The regime recognises that The Wandering Earth portrays “a community of a shared future for mankind,” a key quality it seeks to promote of its space ambitions (Chung). Most notably, the Wang Xiaohui, who acts as both the Executive Deputy Head of the Publicity Department of the Central Committee of the Communist Party of China and the Director of the Film Bureau of National Radio and Television Administration, reportedly praised the film for its portrayal of “the Chinese people’s non-utilitarian, cosmopolitan and cooperative spirit” (“China’s Film Authority”).

Seeking to put its best foot forward on the international stage, the marketing of The Wandering Earth as China’s first science fiction film intends to send the message that the nation’s technological development has always been with the welfare of the international community in mind.

Conclusion

In the face of criticism by the US, the film adaptation of The Wandering Earth presents China as a technologically responsible, cooperative, supportive, and reliable actor in space that seeks to benefit of all of humanity. While the US has adopted more neoisolationist policies over the last few years, coupled with its assertion of dominance in space through the creation of the US Space Force, the film purports a more peaceful and cooperative narrative of China’s space activities that fall in line with official state narratives. It is likely that these narrative additions to Liu’s original short story were made with consideration given to the state’s call for science fiction creators to incorporate and reinforce the government’s real-life policy narratives.

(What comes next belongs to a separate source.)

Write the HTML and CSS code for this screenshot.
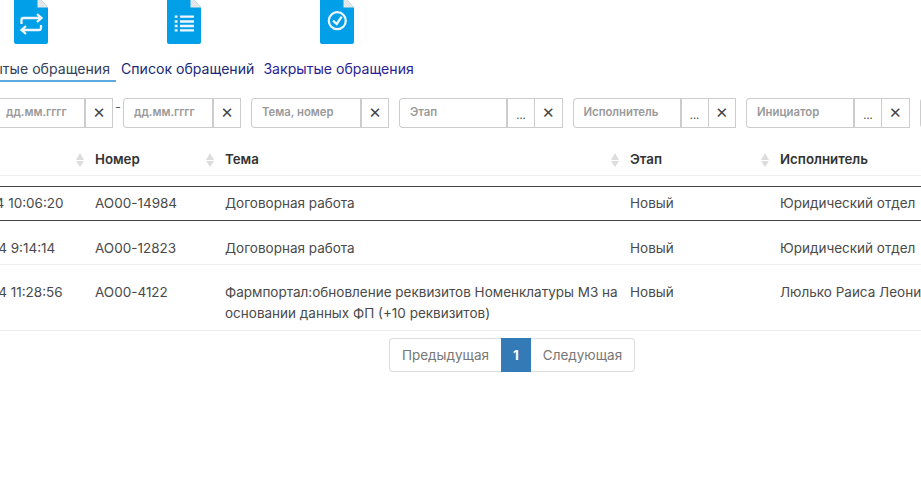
FILE: index.html
```html
<!DOCTYPE html>
<html lang="ru">
<head>
<meta charset="utf-8">
<title>Обращения</title>
<link rel="stylesheet" href="styles.css">
</head>
<body>
<main class="page">
  <section class="icons">
    <a class="doc">
      <svg width="34" height="44" viewBox="0 0 34 44"><path class="doc-body" d="M0 0H27L34 7.500V42a2 2 0 0 1-2 2H2a2 2 0 0 1-2-2V0Z"/><path class="doc-fold" d="M23.500 0H27L34 7.500H23.500Z"/><path class="doc-line" d="M7.500 24V20a2 2 0 0 1 2-2H27M23 14L27.500 18L23 22M27 25V28a2 2 0 0 1-2 2H8M12 26L7.500 30L12 34"/></svg>
    </a>
    <a class="doc">
      <svg width="34" height="44" viewBox="0 0 34 44"><path class="doc-body" d="M0 0H27L34 7.500V42a2 2 0 0 1-2 2H2a2 2 0 0 1-2-2V0Z"/><path class="doc-fold" d="M23.500 0H27L34 7.500H23.500Z"/><path class="doc-line" d="M13 16.700H27M13 21.500H27M13 26H27M13 30.300H27M7.700 16.700H10.500M7.700 21.500H10.500M7.700 26H10.500M7.700 30.300H10.500"/></svg>
    </a>
    <a class="doc">
      <svg width="34" height="44" viewBox="0 0 34 44"><path class="doc-body" d="M0 0H27L34 7.500V42a2 2 0 0 1-2 2H2a2 2 0 0 1-2-2V0Z"/><path class="doc-fold" d="M23.500 0H27L34 7.500H23.500Z"/><circle class="doc-line" cx="17.300" cy="20.700" r="8.500"/><path class="doc-line" d="M13 20.700L16.700 24L21.700 16.700"/></svg>
    </a>
  </section>

  <nav class="tabs">
    <a class="tab tab-active">Открытые обращения</a>
    <a class="tab tab-list">Список обращений</a>
    <a class="tab tab-closed">Закрытые обращения</a>
  </nav>

  <section class="filters">
    <div class="field"><input class="inp w-date" placeholder="дд.мм.гггг"><button class="btn btn-x">✕</button></div>
    <span class="dash">-</span>
    <div class="field"><input class="inp w-date" placeholder="дд.мм.гггг"><button class="btn btn-x">✕</button></div>
    <div class="field"><input class="inp w-theme" placeholder="Тема, номер"><button class="btn btn-x">✕</button></div>
    <div class="field"><input class="inp w-pick" placeholder="Этап"><button class="btn btn-dots">...</button><button class="btn btn-x btn-x-wide">✕</button></div>
    <div class="field"><input class="inp w-pick" placeholder="Исполнитель"><button class="btn btn-dots">...</button><button class="btn btn-x btn-x-wide">✕</button></div>
    <div class="field"><input class="inp w-pick" placeholder="Инициатор"><button class="btn btn-dots">...</button><button class="btn btn-x btn-x-wide">✕</button></div>
    <div class="field"><input class="inp w-pick" placeholder="Статус"></div>
  </section>

  <table class="grid">
    <colgroup><col class="c-date"><col class="c-num"><col class="c-theme"><col class="c-stage"><col class="c-exec"></colgroup>
    <thead>
      <tr>
        <th><span class="sort"></span>Дата</th>
        <th><span class="sort"></span>Номер</th>
        <th><span class="sort"></span>Тема</th>
        <th><span class="sort"></span>Этап</th>
        <th><span class="sort"></span>Исполнитель</th>
      </tr>
    </thead>
    <tbody>
      <tr class="gap"><td colspan="5"></td></tr>
      <tr class="selected"><td>20.01.2024 10:06:20</td><td>АО00-14984</td><td>Договорная работа</td><td>Новый</td><td>Юридический отдел</td></tr>
      <tr class="gap"><td colspan="5"></td></tr>
      <tr class="low"><td>20.08.2024 9:14:14</td><td>АО00-12823</td><td>Договорная работа</td><td>Новый</td><td>Юридический отдел</td></tr>
      <tr class="gap gap-tall"><td colspan="5"></td></tr>
      <tr><td>20.08.2024 11:28:56</td><td>АО00-4122</td><td>Фармпортал:обновление реквизитов Номенклатуры МЗ на<br>основании данных ФП (+10 реквизитов)</td><td>Новый</td><td>Люлько Раиса Леонидовна</td></tr>
    </tbody>
  </table>

  <div class="pager">
    <a class="pg pg-prev">Предыдущая</a><a class="pg pg-cur">1</a><a class="pg pg-next">Следующая</a>
  </div>
</main>
</body>
</html>
```
FILE: styles.css
```css
html, body { margin: 0; padding: 0; background: #fff; overflow: hidden; height: 100%; }
body { font-family: Inter, "Open Sans", sans-serif; font-size: 13.5px; line-height: 21px; color: #4a4a4a; }
.page { width: 1300px; margin-left: -100px; }

.icons { display: flex; gap: 119px; padding-left: 114px; height: 44px; }
.doc { display: block; width: 34px; height: 44px; }
.doc svg { display: block; }
.doc-body { fill: #009fe8; }
.doc-fold { fill: #e6e6e6; }
.doc-line { fill: none; stroke: #eef6fb; stroke-width: 2.300; }

.tabs { display: flex; margin-top: 14px; height: 24px; margin-left: 60px; }
.tab { font-size: 14.1px; line-height: 22px; padding: 0 5px; white-space: nowrap; }
.tab-active { color: #33415c; box-sizing: border-box; flex: none; width: 156px; text-align: right; padding-right: 6px; border-bottom: 2px solid #5ea9e0; height: 24px; direction: rtl; overflow: hidden; }
.tab-list { color: #1a2a78; }
.tab-closed { color: #2a1e96; margin-left: -1px; }

.filters { display: flex; align-items: flex-start; margin-top: 16px; margin-left: 95px; height: 30px; }
.field { display: flex; flex: none; height: 30px; margin-right: 10px; }
.field:nth-child(1) { margin-right: 0; }
.dash { flex: none; width: 10px; text-align: center; line-height: 18px; font-size: 12px; color: #555; }
.inp { box-sizing: border-box; flex: none; height: 30px; padding: 0 10px 2px; border: 1px solid #ccc; border-right-width: 2px; border-radius: 4px 0 0 4px; font: 600 11.3px Inter, sans-serif; color: #444; outline: none; }
.inp::placeholder { color: #999; opacity: 1; }
.w-date { width: 91px; }
.w-theme { width: 111px; }
.w-pick { width: 109px; }
.btn { box-sizing: border-box; flex: none; height: 30px; padding: 0; background: #fff; border: 1px solid #ccc; border-left: 0; color: #444; font-family: "DejaVu Sans", sans-serif; cursor: pointer; }
.btn-x { width: 27px; font-size: 15px; }
.btn-x-wide { width: 27.500px; }
.btn-dots { width: 27px; font-size: 11px; padding-top: 4px; font-family: Inter, sans-serif; }

.grid { width: 1100px; table-layout: fixed; border-collapse: collapse; margin-top: 16px; }
.c-date { width: 180px; }
.c-num { width: 130px; }
.c-theme { width: 405px; }
.c-stage { width: 150px; }
.grid th { text-align: left; font-weight: 600; color: #333; font-size: 13.3px; padding: 5px 0 5px 15px; border-bottom: 1px solid #eee; position: relative; height: 21px; white-space: nowrap; }
.grid td { padding: 6px 15px; border-bottom: 1px solid #eee; vertical-align: top; white-space: nowrap; }
.grid td:nth-child(1) { padding-left: 33px; }
.grid tr.gap td { height: 10px; padding: 0; border-bottom: 0; }
.grid tr.gap-tall td { height: 11px; }
.grid tr.low td { padding-top: 7px; padding-bottom: 5px; }
.grid tr.selected td { border-top: 1px solid #444; border-bottom: 1px solid #444; }
.sort { position: absolute; left: -4px; top: 9px; width: 9px; height: 14px; }
.sort::before, .sort::after { content: ""; position: absolute; left: 0; border-left: 4.500px solid transparent; border-right: 4.500px solid transparent; }
.sort::before { top: 0; border-bottom: 7px solid #ddd; }
.sort::after { top: 8px; border-top: 6px solid #ddd; }

.pager { display: flex; width: 246px; height: 34px; margin: 7px 0 0 489px; }
.pg { box-sizing: border-box; height: 34px; line-height: 32px; text-align: center; border: 1px solid #ddd; color: #777; }
.pg-prev { width: 112px; border-radius: 4px 0 0 4px; border-right: 0; }
.pg-cur { width: 30px; background: #337ab7; border-color: #337ab7; color: #fff; font-weight: 700; }
.pg-next { width: 104px; border-radius: 0 4px 4px 0; border-left: 0; }
```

In turn, the Chinese regime adopted the film as a state favourite, promoting it through a variety of methods and asserting it as representative of Chinese thought on the nation’s technological development. However, with the global popularity of Chinese science fiction still its infancy, it remains to be seen how effective these incorporated state-approved narratives are at swaying the opinion of the international public on China’s space affairs.